Истинной поэзии так же изнутри присуща религиозность, как истинной религии – поэтичность.
Религия неотделима от искусства, искусство – от религии. Религия без искусства суха и мертва, обращена не к душе, а к рассудку. Искусство без религии теряет измерение высоты и глубины, мелеет и в конце концов вырождается.
Пушкин, в высшей степени причастный божеству и вдохновенью, стихийно, органически религиозен, хотя религиозность его не неизменна. Она колеблется, испытывает кризисы, проходит разные стадии. Она развивается.

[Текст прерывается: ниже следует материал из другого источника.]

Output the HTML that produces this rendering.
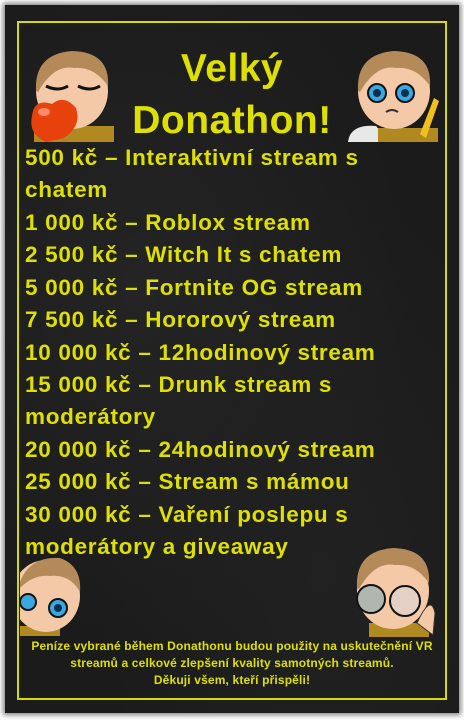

Прежде всего Пушкин чувствует божественность гения и видит, что измена гения божественному, безгреховному началу есть измена своему истоку, своему глубинному «я». Гений, ставший злодеем, перестает быть самим собой.
Глава 2Стихия и дух
Пушкин видит некую скрытую от глаз черту, некий духовный закон. Но именно видит, провидит внутри, в глубине вещей, а не навязывает извне. Меньше всего Пушкин навязывает что-либо живой жизни, меньше всего судит. Отделить черное от белого, разделить единую Жизнь на Добро и Зло – дело самое трудное, посильное, может быть, одному Богу. Пушкин ничего не определяет. Он дает расти и самоопределяться всему живому.